- _Exercise brief_: From the first line of the data below through the line holding "const selected = ref('')", output each line exactly and leave the pictures out.

■ ■ ■ ■ ■ ■ ■

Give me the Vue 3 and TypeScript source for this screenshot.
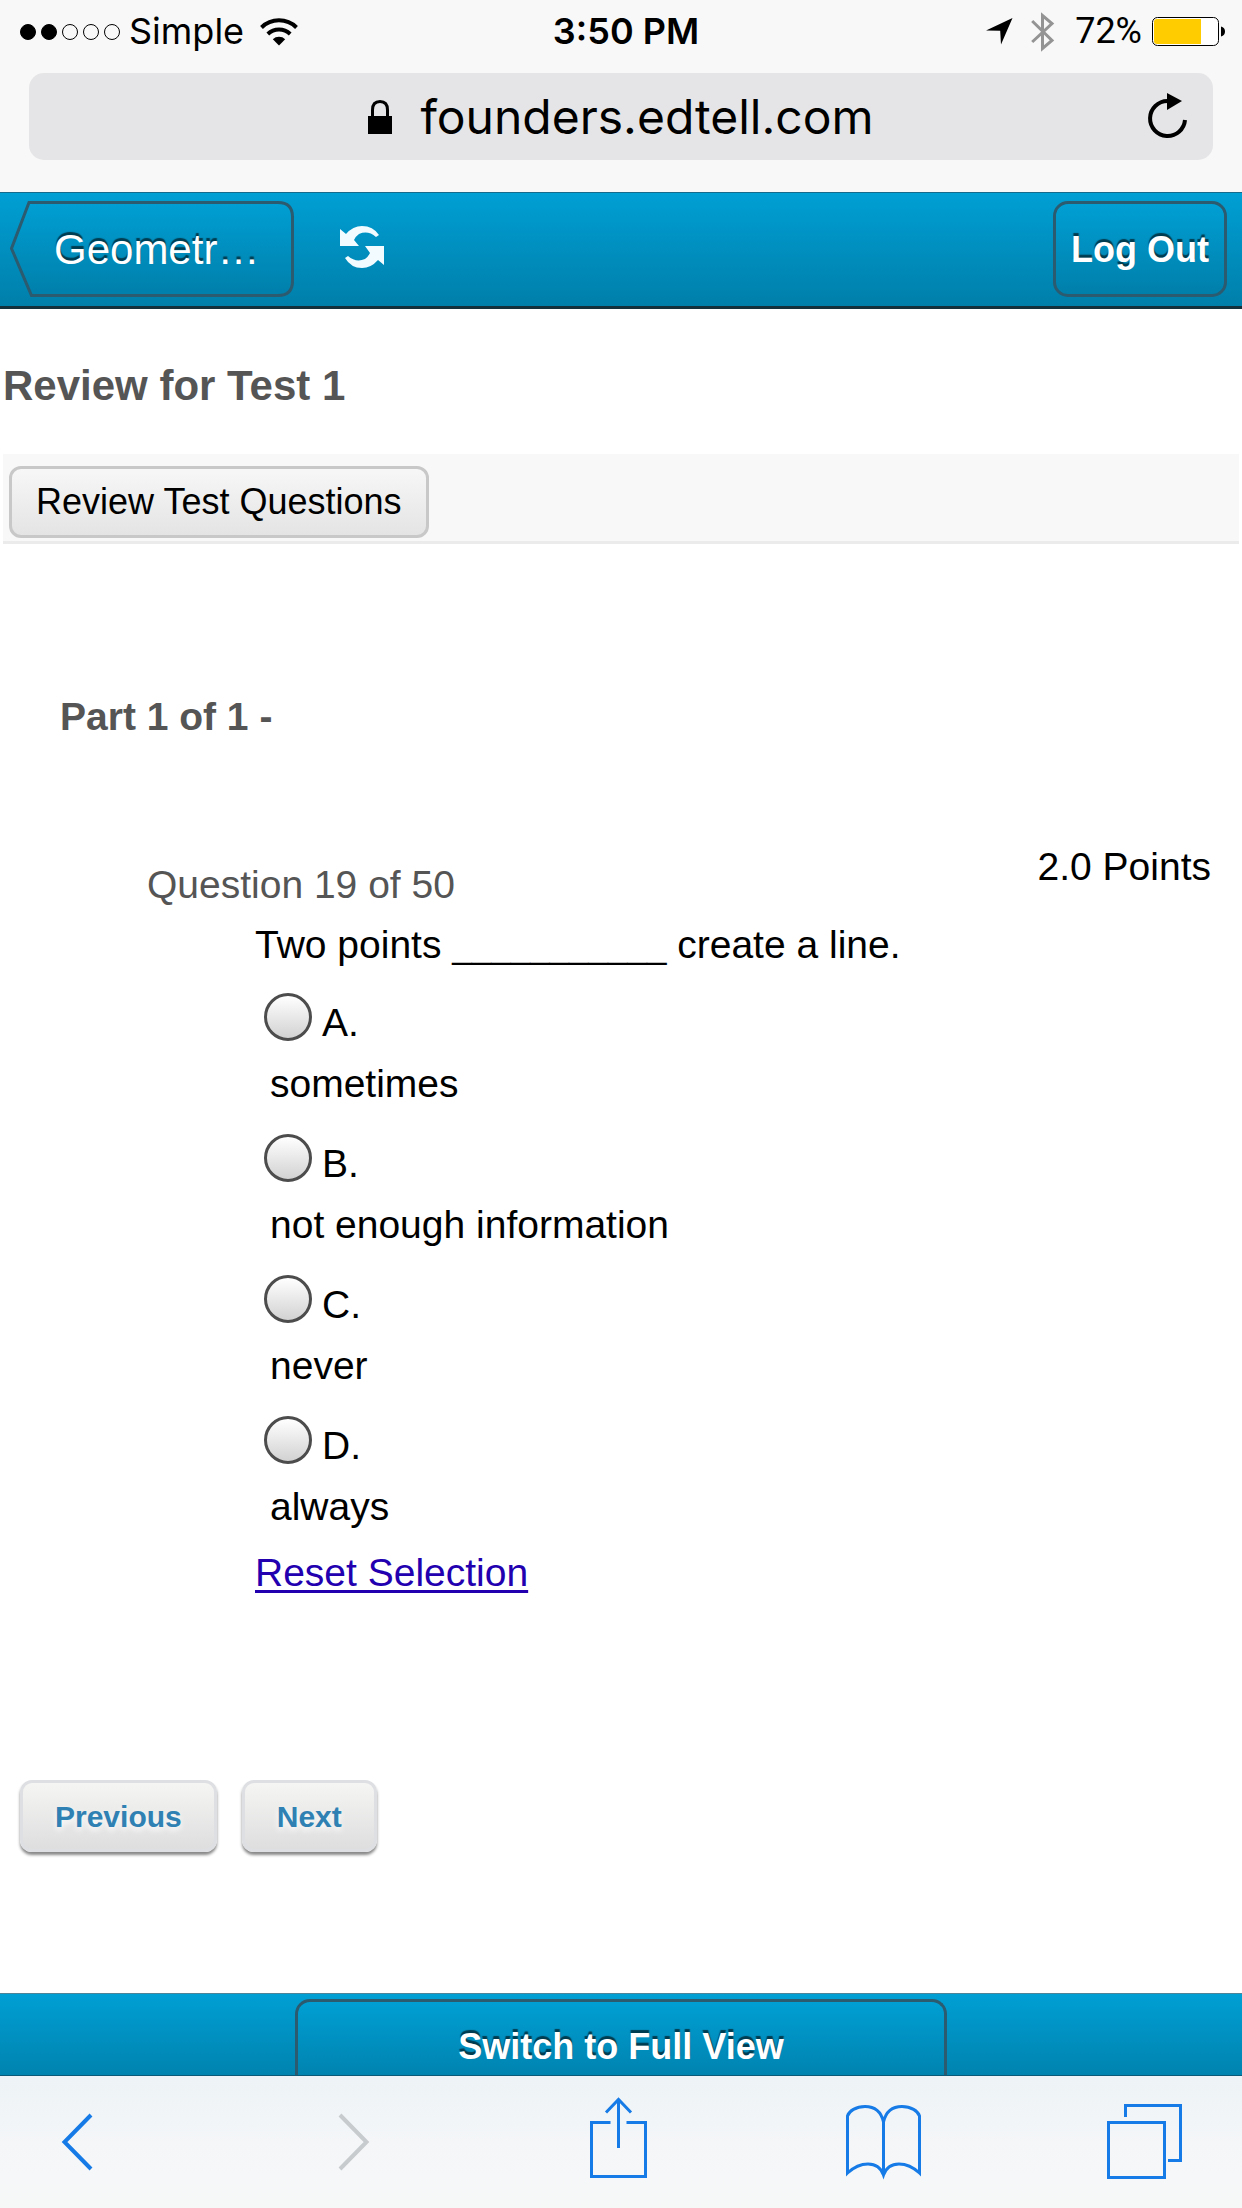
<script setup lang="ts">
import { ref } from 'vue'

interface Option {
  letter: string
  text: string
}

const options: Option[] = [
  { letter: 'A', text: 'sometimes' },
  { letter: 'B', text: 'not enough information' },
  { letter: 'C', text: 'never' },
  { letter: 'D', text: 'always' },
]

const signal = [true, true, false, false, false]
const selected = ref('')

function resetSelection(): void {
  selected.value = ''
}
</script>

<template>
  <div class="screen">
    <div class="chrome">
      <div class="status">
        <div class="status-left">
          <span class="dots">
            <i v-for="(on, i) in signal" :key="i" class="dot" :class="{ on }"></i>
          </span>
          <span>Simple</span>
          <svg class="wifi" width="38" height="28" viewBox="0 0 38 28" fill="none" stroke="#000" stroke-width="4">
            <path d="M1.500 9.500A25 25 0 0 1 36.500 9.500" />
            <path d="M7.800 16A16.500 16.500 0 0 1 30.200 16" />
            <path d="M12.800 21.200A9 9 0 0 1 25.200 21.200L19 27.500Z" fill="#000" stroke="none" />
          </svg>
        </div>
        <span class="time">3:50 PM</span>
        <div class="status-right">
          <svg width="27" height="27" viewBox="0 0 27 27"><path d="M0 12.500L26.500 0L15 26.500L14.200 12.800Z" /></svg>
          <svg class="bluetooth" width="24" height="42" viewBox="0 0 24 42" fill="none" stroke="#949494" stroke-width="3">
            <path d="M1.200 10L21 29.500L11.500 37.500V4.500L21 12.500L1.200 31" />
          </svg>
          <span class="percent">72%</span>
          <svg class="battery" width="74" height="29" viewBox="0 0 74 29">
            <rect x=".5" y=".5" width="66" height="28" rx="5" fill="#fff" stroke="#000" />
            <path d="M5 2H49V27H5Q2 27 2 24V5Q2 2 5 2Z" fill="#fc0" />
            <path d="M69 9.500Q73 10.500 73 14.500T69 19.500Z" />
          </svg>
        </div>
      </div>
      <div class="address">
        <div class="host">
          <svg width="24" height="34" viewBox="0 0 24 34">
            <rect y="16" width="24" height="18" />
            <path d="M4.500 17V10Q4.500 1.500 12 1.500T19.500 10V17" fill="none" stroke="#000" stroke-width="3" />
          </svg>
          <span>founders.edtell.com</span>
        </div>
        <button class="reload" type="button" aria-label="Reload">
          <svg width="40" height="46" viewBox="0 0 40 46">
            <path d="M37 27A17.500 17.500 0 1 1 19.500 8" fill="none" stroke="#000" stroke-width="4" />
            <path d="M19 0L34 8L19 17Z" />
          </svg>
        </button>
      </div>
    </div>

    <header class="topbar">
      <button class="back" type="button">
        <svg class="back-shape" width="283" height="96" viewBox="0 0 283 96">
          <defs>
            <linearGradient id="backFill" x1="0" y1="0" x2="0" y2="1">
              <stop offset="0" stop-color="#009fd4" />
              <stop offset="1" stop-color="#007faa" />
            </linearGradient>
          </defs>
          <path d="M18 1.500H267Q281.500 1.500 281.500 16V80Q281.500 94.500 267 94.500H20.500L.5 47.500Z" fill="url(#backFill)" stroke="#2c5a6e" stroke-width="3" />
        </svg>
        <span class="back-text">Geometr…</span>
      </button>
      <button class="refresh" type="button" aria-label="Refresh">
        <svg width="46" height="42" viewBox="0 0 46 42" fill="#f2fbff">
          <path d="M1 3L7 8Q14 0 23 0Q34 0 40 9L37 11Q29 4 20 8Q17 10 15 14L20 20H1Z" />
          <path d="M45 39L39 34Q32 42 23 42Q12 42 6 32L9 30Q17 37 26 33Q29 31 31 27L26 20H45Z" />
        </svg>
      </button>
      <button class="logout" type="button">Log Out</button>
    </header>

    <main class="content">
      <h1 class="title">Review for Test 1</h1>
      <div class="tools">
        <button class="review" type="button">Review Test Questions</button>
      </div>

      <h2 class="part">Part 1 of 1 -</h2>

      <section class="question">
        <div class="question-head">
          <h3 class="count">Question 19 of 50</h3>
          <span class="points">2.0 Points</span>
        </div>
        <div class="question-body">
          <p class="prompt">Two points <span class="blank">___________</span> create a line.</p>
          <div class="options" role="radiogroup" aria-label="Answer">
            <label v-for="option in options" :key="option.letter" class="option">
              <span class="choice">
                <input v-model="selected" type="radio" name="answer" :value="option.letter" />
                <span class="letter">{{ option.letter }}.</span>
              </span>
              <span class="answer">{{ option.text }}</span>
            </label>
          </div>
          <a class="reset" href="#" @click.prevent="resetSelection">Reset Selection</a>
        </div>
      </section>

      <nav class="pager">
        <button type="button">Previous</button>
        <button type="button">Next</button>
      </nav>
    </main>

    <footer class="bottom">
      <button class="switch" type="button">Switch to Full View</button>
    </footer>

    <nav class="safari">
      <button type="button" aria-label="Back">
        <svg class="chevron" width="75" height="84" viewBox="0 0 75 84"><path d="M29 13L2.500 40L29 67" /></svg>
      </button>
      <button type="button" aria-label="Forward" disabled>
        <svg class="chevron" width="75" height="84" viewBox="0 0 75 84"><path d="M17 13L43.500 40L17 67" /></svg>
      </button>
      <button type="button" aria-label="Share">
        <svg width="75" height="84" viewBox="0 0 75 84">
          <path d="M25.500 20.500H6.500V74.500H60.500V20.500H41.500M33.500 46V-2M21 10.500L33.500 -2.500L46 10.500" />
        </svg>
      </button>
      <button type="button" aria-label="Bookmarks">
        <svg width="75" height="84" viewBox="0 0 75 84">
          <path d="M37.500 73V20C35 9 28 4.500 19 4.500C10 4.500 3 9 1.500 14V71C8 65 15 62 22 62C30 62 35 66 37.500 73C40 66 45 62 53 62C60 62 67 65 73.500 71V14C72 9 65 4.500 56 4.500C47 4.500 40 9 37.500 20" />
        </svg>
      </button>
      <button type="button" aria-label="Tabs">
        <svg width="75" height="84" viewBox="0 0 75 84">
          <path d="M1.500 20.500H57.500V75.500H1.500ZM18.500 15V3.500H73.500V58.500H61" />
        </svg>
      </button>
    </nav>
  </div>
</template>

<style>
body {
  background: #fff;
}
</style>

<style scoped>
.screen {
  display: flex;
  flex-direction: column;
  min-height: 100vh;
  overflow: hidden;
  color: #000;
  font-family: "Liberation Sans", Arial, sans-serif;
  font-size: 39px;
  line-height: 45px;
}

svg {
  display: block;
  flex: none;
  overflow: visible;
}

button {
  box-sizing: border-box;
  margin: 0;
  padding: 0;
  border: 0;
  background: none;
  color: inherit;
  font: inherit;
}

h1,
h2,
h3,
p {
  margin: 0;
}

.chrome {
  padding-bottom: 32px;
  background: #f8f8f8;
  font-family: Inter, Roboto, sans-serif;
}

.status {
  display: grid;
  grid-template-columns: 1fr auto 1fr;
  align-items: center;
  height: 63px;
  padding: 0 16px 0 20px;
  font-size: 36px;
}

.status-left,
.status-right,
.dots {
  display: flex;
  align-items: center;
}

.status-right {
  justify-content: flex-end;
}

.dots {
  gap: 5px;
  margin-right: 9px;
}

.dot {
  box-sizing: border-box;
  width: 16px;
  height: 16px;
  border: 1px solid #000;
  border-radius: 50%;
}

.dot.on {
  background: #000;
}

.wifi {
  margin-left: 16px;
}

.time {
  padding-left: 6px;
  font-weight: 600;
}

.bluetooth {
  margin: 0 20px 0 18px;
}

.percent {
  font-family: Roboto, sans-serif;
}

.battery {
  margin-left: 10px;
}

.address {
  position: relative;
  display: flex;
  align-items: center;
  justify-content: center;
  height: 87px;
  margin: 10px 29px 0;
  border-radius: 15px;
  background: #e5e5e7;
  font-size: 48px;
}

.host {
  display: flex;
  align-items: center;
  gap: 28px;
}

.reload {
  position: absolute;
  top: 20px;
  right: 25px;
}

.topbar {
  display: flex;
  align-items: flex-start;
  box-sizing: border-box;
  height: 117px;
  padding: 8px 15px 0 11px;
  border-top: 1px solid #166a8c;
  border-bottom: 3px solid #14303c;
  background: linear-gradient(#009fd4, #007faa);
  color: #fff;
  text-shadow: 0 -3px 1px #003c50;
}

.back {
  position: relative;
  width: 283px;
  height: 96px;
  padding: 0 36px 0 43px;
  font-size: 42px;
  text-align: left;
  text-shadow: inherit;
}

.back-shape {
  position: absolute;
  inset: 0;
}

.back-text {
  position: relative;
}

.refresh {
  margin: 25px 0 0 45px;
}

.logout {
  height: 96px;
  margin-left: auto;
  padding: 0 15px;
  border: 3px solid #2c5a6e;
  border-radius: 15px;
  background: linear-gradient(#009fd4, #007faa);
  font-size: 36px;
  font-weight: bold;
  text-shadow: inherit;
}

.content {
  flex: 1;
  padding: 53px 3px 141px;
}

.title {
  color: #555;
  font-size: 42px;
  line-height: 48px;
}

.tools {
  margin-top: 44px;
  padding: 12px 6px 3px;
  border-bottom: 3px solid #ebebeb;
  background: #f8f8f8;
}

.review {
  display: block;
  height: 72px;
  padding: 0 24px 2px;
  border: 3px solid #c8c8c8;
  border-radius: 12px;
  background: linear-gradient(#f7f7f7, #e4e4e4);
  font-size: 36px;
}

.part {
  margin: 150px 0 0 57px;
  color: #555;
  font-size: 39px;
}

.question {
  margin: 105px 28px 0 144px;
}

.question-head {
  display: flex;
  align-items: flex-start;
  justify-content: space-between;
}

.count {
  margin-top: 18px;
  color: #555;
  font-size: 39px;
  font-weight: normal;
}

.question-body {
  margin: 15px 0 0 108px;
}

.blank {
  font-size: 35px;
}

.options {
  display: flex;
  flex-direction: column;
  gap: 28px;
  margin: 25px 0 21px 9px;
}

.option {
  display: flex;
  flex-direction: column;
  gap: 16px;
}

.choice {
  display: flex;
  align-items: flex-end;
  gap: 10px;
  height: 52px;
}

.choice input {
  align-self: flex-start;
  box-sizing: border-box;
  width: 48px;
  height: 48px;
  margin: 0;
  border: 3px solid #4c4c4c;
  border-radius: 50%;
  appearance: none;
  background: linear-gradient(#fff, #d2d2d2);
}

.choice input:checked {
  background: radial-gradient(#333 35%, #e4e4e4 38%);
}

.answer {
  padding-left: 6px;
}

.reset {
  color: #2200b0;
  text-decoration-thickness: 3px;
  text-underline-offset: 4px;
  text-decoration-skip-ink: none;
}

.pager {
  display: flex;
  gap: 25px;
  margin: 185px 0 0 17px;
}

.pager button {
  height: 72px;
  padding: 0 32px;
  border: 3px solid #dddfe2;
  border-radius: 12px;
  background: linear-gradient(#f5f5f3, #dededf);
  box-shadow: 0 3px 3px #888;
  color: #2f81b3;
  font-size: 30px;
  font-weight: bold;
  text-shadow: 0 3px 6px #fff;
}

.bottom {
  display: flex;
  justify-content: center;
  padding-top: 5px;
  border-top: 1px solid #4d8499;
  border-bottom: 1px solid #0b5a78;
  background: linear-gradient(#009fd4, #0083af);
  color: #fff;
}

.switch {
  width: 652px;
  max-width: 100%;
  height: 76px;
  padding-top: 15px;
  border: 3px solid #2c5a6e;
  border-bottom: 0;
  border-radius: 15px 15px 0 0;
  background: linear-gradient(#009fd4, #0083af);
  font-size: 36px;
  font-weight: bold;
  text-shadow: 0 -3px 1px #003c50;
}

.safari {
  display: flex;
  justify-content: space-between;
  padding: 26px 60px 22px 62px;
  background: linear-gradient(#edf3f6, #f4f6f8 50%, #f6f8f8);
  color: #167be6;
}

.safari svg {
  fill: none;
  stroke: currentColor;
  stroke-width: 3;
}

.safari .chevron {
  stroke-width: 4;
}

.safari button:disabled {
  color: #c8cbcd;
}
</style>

■ ■ ■ ■ ■ ■ ■

- _Exercise response_:
Give me the Vue 3 and TypeScript source for this screenshot.
<script setup lang="ts">
import { ref } from 'vue'

interface Option {
  letter: string
  text: string
}

const options: Option[] = [
  { letter: 'A', text: 'sometimes' },
  { letter: 'B', text: 'not enough information' },
  { letter: 'C', text: 'never' },
  { letter: 'D', text: 'always' },
]

const signal = [true, true, false, false, false]
const selected = ref('')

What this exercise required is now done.